• PROBLEM: Reproduce the listing word for word, leaving every picture behind.

• COLLECTED MATERIAL:
--------------------

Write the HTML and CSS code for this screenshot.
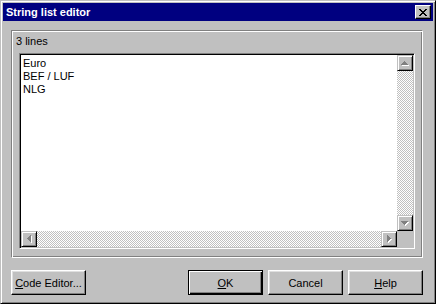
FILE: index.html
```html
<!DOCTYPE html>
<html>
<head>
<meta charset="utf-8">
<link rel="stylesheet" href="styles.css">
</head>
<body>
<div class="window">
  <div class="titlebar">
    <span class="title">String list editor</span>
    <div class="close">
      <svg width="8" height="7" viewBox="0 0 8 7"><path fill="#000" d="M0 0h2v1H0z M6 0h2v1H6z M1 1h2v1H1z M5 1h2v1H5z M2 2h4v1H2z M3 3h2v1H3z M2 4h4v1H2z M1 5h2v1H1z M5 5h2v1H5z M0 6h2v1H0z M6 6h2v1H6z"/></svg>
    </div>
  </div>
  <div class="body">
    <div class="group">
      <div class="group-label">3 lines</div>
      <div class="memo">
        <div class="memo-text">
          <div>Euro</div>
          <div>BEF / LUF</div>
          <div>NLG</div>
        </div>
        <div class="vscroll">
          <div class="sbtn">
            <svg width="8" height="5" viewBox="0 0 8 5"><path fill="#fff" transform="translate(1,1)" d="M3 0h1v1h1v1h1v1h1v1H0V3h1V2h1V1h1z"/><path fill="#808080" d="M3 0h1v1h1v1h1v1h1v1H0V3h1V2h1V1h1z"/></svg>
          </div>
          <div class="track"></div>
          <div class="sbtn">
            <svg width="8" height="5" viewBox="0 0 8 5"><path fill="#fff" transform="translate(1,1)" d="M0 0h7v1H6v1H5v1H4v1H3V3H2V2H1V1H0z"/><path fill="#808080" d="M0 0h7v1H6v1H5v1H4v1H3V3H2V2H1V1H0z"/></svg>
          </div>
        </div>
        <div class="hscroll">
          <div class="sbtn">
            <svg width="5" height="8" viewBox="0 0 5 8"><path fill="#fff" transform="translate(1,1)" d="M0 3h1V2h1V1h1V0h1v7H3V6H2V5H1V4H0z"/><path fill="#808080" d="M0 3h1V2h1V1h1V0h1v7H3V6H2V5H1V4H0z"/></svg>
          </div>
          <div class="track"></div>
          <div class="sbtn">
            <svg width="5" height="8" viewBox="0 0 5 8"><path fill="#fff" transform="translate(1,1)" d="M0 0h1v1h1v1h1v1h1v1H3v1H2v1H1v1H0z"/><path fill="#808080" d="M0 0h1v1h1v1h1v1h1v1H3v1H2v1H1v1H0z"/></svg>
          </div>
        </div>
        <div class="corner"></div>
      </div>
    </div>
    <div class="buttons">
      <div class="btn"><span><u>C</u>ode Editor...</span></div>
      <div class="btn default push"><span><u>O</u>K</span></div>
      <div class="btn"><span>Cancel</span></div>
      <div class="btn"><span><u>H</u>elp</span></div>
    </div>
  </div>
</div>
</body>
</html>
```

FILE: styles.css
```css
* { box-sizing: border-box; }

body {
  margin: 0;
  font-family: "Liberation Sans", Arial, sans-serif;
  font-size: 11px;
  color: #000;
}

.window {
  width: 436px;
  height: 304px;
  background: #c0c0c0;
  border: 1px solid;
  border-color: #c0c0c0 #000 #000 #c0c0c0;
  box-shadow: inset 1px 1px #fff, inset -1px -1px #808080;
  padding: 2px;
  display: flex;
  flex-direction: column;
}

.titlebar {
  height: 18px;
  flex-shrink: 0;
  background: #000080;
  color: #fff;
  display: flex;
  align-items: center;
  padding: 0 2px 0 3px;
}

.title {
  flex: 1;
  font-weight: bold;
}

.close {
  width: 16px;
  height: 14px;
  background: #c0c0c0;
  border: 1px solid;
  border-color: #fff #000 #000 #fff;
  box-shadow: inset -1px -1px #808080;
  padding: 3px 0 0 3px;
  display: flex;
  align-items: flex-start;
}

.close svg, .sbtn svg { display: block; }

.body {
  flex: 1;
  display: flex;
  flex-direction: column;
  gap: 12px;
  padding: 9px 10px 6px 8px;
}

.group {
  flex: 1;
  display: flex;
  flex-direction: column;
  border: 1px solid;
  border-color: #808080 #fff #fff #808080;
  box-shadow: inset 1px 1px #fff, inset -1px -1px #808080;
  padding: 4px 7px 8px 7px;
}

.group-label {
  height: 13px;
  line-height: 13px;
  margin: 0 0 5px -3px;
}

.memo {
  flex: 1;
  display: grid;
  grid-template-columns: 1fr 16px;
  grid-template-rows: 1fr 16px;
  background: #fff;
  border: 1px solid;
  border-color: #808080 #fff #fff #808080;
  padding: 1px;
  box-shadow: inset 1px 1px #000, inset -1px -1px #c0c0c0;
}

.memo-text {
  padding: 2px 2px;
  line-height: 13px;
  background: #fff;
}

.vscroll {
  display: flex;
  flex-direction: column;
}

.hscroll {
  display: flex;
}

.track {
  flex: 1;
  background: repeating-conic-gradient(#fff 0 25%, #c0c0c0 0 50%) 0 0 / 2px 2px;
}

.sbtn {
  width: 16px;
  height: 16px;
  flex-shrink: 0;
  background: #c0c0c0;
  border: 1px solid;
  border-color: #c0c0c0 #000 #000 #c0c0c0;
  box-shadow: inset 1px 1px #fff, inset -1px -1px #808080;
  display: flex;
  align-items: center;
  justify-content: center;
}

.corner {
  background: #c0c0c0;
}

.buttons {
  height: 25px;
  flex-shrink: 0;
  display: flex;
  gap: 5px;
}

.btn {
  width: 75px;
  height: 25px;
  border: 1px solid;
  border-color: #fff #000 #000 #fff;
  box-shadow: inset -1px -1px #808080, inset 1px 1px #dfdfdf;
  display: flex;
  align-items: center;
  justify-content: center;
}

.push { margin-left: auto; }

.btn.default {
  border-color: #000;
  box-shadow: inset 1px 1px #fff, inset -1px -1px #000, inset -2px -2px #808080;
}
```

--------------------

• FINISHED EXERCISE:
Write the HTML and CSS code for this screenshot.
FILE: index.html
```html
<!DOCTYPE html>
<html>
<head>
<meta charset="utf-8">
<link rel="stylesheet" href="styles.css">
</head>
<body>
<div class="window">
  <div class="titlebar">
    <span class="title">String list editor</span>
    <div class="close">
      <svg width="8" height="7" viewBox="0 0 8 7"><path fill="#000" d="M0 0h2v1H0z M6 0h2v1H6z M1 1h2v1H1z M5 1h2v1H5z M2 2h4v1H2z M3 3h2v1H3z M2 4h4v1H2z M1 5h2v1H1z M5 5h2v1H5z M0 6h2v1H0z M6 6h2v1H6z"/></svg>
    </div>
  </div>
  <div class="body">
    <div class="group">
      <div class="group-label">3 lines</div>
      <div class="memo">
        <div class="memo-text">
          <div>Euro</div>
          <div>BEF / LUF</div>
          <div>NLG</div>
        </div>
        <div class="vscroll">
          <div class="sbtn">
            <svg width="8" height="5" viewBox="0 0 8 5"><path fill="#fff" transform="translate(1,1)" d="M3 0h1v1h1v1h1v1h1v1H0V3h1V2h1V1h1z"/><path fill="#808080" d="M3 0h1v1h1v1h1v1h1v1H0V3h1V2h1V1h1z"/></svg>
          </div>
          <div class="track"></div>
          <div class="sbtn">
            <svg width="8" height="5" viewBox="0 0 8 5"><path fill="#fff" transform="translate(1,1)" d="M0 0h7v1H6v1H5v1H4v1H3V3H2V2H1V1H0z"/><path fill="#808080" d="M0 0h7v1H6v1H5v1H4v1H3V3H2V2H1V1H0z"/></svg>
          </div>
        </div>
        <div class="hscroll">
          <div class="sbtn">
            <svg width="5" height="8" viewBox="0 0 5 8"><path fill="#fff" transform="translate(1,1)" d="M0 3h1V2h1V1h1V0h1v7H3V6H2V5H1V4H0z"/><path fill="#808080" d="M0 3h1V2h1V1h1V0h1v7H3V6H2V5H1V4H0z"/></svg>
          </div>
          <div class="track"></div>
          <div class="sbtn">
            <svg width="5" height="8" viewBox="0 0 5 8"><path fill="#fff" transform="translate(1,1)" d="M0 0h1v1h1v1h1v1h1v1H3v1H2v1H1v1H0z"/><path fill="#808080" d="M0 0h1v1h1v1h1v1h1v1H3v1H2v1H1v1H0z"/></svg>
          </div>
        </div>
        <div class="corner"></div>
      </div>
    </div>
    <div class="buttons">
      <div class="btn"><span><u>C</u>ode Editor...</span></div>
      <div class="btn default push"><span><u>O</u>K</span></div>
      <div class="btn"><span>Cancel</span></div>
      <div class="btn"><span><u>H</u>elp</span></div>
    </div>
  </div>
</div>
</body>
</html>
```

FILE: styles.css
```css
* { box-sizing: border-box; }

body {
  margin: 0;
  font-family: "Liberation Sans", Arial, sans-serif;
  font-size: 11px;
  color: #000;
}

.window {
  width: 436px;
  height: 304px;
  background: #c0c0c0;
  border: 1px solid;
  border-color: #c0c0c0 #000 #000 #c0c0c0;
  box-shadow: inset 1px 1px #fff, inset -1px -1px #808080;
  padding: 2px;
  display: flex;
  flex-direction: column;
}

.titlebar {
  height: 18px;
  flex-shrink: 0;
  background: #000080;
  color: #fff;
  display: flex;
  align-items: center;
  padding: 0 2px 0 3px;
}

.title {
  flex: 1;
  font-weight: bold;
}

.close {
  width: 16px;
  height: 14px;
  background: #c0c0c0;
  border: 1px solid;
  border-color: #fff #000 #000 #fff;
  box-shadow: inset -1px -1px #808080;
  padding: 3px 0 0 3px;
  display: flex;
  align-items: flex-start;
}

.close svg, .sbtn svg { display: block; }

.body {
  flex: 1;
  display: flex;
  flex-direction: column;
  gap: 12px;
  padding: 9px 10px 6px 8px;
}

.group {
  flex: 1;
  display: flex;
  flex-direction: column;
  border: 1px solid;
  border-color: #808080 #fff #fff #808080;
  box-shadow: inset 1px 1px #fff, inset -1px -1px #808080;
  padding: 4px 7px 8px 7px;
}

.group-label {
  height: 13px;
  line-height: 13px;
  margin: 0 0 5px -3px;
}

.memo {
  flex: 1;
  display: grid;
  grid-template-columns: 1fr 16px;
  grid-template-rows: 1fr 16px;
  background: #fff;
  border: 1px solid;
  border-color: #808080 #fff #fff #808080;
  padding: 1px;
  box-shadow: inset 1px 1px #000, inset -1px -1px #c0c0c0;
}

.memo-text {
  padding: 2px 2px;
  line-height: 13px;
  background: #fff;
}

.vscroll {
  display: flex;
  flex-direction: column;
}

.hscroll {
  display: flex;
}

.track {
  flex: 1;
  background: repeating-conic-gradient(#fff 0 25%, #c0c0c0 0 50%) 0 0 / 2px 2px;
}

.sbtn {
  width: 16px;
  height: 16px;
  flex-shrink: 0;
  background: #c0c0c0;
  border: 1px solid;
  border-color: #c0c0c0 #000 #000 #c0c0c0;
  box-shadow: inset 1px 1px #fff, inset -1px -1px #808080;
  display: flex;
  align-items: center;
  justify-content: center;
}

.corner {
  background: #c0c0c0;
}

.buttons {
  height: 25px;
  flex-shrink: 0;
  display: flex;
  gap: 5px;
}

.btn {
  width: 75px;
  height: 25px;
  border: 1px solid;
  border-color: #fff #000 #000 #fff;
  box-shadow: inset -1px -1px #808080, inset 1px 1px #dfdfdf;
  display: flex;
  align-items: center;
  justify-content: center;
}

.push { margin-left: auto; }

.btn.default {
  border-color: #000;
  box-shadow: inset 1px 1px #fff, inset -1px -1px #000, inset -2px -2px #808080;
}
```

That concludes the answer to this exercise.